Massive investment volumes: With around EUR 770 billion of investment assets, the volume of capital in Israel would rank sixth in Europe. Not bad for a country with a population the size of Austria.
Gigantic stock exchange: The total equity market capitalisation of the Tel Aviv Stock Exchange (TASE) is more than EUR 300 billion. That’s bigger than all of Central Europe combined… plus Austria and Athens thrown in for good measure. And it is about half as large as the BME in Spain. Oh, and more capital was raised by more companies so far this year on the Tel Aviv stock exchange than on the BME… and add the SIX and the Deutsche Boerse too, and it was still larger.

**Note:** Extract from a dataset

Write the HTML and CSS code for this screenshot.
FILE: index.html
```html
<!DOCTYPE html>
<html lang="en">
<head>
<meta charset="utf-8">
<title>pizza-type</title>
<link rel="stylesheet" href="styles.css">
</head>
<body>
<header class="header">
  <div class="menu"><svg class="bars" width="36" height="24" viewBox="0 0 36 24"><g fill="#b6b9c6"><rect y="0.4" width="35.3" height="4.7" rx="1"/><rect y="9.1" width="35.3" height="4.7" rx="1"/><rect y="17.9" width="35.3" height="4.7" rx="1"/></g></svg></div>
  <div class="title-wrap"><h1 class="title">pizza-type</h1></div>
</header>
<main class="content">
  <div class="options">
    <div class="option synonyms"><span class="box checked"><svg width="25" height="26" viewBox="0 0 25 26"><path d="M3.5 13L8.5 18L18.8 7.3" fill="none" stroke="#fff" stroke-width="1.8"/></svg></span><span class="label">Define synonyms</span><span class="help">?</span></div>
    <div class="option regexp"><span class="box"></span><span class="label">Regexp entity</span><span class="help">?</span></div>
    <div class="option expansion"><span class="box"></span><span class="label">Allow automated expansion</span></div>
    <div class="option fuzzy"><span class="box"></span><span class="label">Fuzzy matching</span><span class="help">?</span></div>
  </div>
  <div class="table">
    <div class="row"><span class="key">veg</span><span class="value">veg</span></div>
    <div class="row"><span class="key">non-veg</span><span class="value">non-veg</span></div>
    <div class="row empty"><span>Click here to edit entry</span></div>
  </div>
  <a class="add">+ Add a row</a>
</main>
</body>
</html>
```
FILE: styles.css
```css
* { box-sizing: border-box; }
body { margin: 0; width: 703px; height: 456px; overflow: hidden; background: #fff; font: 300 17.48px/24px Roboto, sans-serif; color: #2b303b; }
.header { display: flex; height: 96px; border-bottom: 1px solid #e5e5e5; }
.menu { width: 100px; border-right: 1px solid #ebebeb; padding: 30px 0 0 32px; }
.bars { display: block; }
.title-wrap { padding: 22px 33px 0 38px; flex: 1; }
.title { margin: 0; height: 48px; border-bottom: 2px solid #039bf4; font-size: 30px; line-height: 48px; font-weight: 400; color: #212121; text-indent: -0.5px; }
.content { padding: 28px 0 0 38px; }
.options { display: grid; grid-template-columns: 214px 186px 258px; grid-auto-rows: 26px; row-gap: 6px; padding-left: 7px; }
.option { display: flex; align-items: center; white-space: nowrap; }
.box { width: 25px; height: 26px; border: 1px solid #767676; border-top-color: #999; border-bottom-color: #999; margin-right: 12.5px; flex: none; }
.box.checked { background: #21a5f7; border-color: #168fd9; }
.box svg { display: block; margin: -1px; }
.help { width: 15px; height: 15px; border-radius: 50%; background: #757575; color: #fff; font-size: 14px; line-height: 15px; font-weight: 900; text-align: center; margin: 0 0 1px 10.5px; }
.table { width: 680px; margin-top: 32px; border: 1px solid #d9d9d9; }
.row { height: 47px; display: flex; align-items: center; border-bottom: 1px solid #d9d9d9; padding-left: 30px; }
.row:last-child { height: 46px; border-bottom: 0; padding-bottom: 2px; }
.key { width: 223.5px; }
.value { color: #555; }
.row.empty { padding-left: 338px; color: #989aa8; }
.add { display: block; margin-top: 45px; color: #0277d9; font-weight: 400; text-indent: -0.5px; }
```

Huge listed real estate sector: With 90 listed real estate companies with around EUR 70 billion total equity market cap, little Israel has the fourth-largest listed real estate sector when ranked in Europe, after only Germany, the UK and Sweden. And we know that Germany is a skewed number, given the small number of very large companies that make up the totals there. And of these 90 companies listed on the TASE, close to 20 of them have mainly or only property outside of Israel (in the USA and/or in Europe), so many that the TASE created a new real estate sub-index for international property companies. Given the prominence of real estate sector entrepreneurs in the European property sector, I guess it should be no surprise that Israeli institutional investors also have a giant appetite for real estate abroad. In fact, the listed real estate sector in Israel makes up about 20% of the total market cap of the stock exchange. How do you think that compares to Europe?

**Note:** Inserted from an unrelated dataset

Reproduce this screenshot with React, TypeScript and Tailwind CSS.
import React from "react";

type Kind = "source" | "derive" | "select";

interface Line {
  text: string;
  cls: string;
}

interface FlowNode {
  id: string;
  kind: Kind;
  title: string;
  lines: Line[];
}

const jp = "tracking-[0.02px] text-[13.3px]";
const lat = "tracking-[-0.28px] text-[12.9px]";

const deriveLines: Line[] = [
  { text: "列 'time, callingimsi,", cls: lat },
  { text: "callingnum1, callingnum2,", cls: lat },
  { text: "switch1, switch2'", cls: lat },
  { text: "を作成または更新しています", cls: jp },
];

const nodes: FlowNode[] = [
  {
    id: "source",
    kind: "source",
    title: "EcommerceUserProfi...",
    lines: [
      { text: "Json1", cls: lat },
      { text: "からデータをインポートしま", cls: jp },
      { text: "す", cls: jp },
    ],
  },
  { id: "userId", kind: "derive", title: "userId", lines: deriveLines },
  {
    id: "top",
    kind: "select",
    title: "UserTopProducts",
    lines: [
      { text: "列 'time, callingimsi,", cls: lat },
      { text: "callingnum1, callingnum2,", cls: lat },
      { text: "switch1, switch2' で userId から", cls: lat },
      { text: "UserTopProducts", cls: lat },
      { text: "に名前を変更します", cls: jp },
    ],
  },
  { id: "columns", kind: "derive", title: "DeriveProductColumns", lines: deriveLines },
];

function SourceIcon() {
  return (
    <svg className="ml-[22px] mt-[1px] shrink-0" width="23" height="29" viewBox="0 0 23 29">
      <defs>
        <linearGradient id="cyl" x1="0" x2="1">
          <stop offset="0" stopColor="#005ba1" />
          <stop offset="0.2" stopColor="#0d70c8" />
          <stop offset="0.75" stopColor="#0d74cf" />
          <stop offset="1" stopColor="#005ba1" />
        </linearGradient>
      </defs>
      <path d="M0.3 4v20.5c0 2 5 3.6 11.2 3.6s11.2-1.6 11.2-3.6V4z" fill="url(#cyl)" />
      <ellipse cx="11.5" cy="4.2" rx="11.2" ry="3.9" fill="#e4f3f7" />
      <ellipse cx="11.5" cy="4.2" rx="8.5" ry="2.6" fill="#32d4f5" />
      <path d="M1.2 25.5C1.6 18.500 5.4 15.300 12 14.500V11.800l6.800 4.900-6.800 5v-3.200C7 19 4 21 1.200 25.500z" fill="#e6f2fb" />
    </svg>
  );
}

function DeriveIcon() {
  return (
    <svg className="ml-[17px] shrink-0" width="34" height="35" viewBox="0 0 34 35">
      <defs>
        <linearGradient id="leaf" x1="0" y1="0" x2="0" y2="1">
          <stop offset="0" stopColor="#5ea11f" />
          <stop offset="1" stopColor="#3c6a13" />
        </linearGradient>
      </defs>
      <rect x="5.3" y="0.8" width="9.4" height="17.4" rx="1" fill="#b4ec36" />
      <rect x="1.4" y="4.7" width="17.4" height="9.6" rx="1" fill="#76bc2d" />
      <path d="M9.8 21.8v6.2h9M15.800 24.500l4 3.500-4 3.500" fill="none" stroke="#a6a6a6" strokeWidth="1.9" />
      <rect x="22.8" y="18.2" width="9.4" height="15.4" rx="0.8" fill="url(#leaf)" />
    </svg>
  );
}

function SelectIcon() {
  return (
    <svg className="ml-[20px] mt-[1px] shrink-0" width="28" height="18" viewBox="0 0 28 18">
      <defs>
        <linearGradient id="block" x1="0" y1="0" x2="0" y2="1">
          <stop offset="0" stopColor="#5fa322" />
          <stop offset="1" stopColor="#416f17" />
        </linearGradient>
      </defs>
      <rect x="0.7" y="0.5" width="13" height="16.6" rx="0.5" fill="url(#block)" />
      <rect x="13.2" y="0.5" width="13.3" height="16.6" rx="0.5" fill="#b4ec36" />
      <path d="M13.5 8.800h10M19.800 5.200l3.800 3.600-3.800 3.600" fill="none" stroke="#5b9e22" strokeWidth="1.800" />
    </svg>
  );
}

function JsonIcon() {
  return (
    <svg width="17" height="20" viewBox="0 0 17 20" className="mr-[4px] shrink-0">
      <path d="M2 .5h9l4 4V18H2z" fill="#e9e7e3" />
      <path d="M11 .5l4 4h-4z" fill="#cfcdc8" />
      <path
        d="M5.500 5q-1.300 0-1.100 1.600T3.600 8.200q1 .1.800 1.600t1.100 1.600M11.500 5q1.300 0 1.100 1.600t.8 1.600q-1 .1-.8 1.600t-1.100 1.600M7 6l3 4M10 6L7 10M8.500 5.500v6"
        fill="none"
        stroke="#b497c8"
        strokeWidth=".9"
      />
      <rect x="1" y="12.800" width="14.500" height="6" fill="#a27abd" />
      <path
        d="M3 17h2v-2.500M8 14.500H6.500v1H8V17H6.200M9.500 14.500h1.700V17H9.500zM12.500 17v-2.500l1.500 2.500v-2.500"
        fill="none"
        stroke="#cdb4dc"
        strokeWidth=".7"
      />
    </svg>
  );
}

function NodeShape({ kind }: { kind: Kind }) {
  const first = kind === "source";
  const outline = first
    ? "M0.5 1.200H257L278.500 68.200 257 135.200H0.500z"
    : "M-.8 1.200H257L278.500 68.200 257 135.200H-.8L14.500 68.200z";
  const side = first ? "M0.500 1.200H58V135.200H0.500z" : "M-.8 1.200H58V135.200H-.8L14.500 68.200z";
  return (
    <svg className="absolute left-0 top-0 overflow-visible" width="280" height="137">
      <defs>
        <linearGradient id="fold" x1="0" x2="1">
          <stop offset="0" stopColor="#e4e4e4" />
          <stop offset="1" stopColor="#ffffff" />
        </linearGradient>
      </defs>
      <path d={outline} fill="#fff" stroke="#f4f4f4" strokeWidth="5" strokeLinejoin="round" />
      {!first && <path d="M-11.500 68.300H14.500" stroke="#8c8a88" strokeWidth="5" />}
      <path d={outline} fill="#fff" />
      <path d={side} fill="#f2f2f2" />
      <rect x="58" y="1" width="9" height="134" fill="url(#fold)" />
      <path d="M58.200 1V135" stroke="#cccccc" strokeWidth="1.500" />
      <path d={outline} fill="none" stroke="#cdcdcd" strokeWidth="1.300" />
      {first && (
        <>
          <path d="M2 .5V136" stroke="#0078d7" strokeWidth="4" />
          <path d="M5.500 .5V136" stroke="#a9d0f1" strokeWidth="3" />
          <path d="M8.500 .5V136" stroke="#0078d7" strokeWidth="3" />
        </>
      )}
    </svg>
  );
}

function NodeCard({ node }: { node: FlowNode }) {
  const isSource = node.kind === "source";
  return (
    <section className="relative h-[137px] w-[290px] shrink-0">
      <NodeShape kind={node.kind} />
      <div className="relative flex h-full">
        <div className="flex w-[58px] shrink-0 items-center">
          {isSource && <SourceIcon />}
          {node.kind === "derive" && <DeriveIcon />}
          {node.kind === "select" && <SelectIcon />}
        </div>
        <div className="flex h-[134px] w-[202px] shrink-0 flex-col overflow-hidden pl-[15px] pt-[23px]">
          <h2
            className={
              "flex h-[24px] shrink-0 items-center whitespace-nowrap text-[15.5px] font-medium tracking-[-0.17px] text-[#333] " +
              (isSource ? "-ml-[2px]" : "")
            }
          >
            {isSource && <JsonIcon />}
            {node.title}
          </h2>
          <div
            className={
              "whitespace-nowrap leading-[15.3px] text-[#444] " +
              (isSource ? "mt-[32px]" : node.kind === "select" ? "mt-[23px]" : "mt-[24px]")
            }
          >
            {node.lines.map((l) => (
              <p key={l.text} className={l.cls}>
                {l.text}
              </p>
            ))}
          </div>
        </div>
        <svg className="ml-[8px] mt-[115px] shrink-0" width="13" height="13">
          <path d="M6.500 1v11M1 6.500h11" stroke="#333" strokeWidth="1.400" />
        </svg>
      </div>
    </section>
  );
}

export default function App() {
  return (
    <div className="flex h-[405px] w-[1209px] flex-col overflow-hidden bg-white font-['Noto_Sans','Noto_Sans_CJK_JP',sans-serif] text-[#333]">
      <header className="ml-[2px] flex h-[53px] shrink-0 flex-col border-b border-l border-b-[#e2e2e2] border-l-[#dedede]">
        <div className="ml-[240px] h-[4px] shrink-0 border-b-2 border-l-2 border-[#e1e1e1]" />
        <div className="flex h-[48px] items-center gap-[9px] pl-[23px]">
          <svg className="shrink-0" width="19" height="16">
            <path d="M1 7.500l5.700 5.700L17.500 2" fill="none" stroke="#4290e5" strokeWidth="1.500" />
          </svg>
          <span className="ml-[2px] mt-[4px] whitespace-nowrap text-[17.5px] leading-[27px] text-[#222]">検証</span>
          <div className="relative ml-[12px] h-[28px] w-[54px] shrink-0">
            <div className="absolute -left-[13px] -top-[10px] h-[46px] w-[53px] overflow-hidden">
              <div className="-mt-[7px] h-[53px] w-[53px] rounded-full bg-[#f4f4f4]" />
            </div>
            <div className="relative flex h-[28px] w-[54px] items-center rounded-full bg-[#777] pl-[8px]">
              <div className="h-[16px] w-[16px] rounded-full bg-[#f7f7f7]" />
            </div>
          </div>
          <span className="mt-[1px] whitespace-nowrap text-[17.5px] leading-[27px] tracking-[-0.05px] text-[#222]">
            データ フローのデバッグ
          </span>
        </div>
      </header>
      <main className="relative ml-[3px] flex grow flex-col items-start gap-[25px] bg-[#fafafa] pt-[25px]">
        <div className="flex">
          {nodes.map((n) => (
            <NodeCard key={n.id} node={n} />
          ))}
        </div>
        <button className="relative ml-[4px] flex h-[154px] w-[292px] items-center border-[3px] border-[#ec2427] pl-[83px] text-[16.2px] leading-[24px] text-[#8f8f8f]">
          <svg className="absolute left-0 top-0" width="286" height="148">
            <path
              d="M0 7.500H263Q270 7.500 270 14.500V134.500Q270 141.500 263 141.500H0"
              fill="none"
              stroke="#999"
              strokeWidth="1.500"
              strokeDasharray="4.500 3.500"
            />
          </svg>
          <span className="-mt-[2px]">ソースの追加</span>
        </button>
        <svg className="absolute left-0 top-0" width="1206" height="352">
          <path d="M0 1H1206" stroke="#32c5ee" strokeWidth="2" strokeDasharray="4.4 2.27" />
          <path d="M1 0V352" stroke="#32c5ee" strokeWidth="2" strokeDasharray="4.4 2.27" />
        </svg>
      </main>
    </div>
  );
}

My timing also was, apparently, impeccable. In the last few years, the TASE has penned new agreements with multiple international stock exchanges, including the LSE, that enable automatic dual-listing. It was kind of a mini-trend a few years ago for UK-listed property companies to dual-list on the JSE in South Africa. However, the TASE is five times larger in terms of the size of potential investment capital waiting in Israel than there is in South Africa. My hunch is that when European property companies realise that an LSE listing is also a ticket to an automatic dual-listing into the large, dynamic and real estate-hungry Israeli investment market through the TASE, there will be a line of European issuers forming around the corner of Ahad Ha’am Street.
Corporate Governance: Another surprise. Let’s just take ‘related party transactions’, which is a subject in the news these days in the listed property sector. In Israel, it has been a requirement for a few years to have the independent directors and audit committee review and approve an RPT. This is ‘optional’ in Germany, the UK, Sweden and France. The Israeli standard also goes even beyond that, with a majority of minority shareholders having to approve any material RPT. You won’t find that in too many European countries.
FIFA and Eurovision can’t be wrong. And while Israel was promoted by the rating agencies to a ‘developed’ economy many years ago and is considered ‘Europe’ in terms of football and singing, and is in the S&P’s family of European stock indices, it is also interesting to note some other interesting investment factoids. National debt to GDP is around 70%, lower than the EU average of 88% and right next to Germany’s 69% level. Population growth is higher than in any other EU country, which is kind of the starting point for real estate fundamentals. With central bank reserves at 46% of GDP, a shallower contraction in GDP during the Covid downturn, and a vibrant tech sector launching an all-time record of 75 IPOs last year (vying with Sweden for the second-most active tech IPO market after New York), it seems like there is a bit more than sun, sand and hummus to find in my new favourite European city.
On a more depressing but equally important note, whereas continental Europeans used to sometimes shy away from doing business in Israel due to its proximity to hostile neighbours, we’ve all come to recently realise that continental Europe is no different from Israel in this respect too.
Mark Abramson is an investment advisor to private equity, family offices and listed companies in the real estate sector in Europe.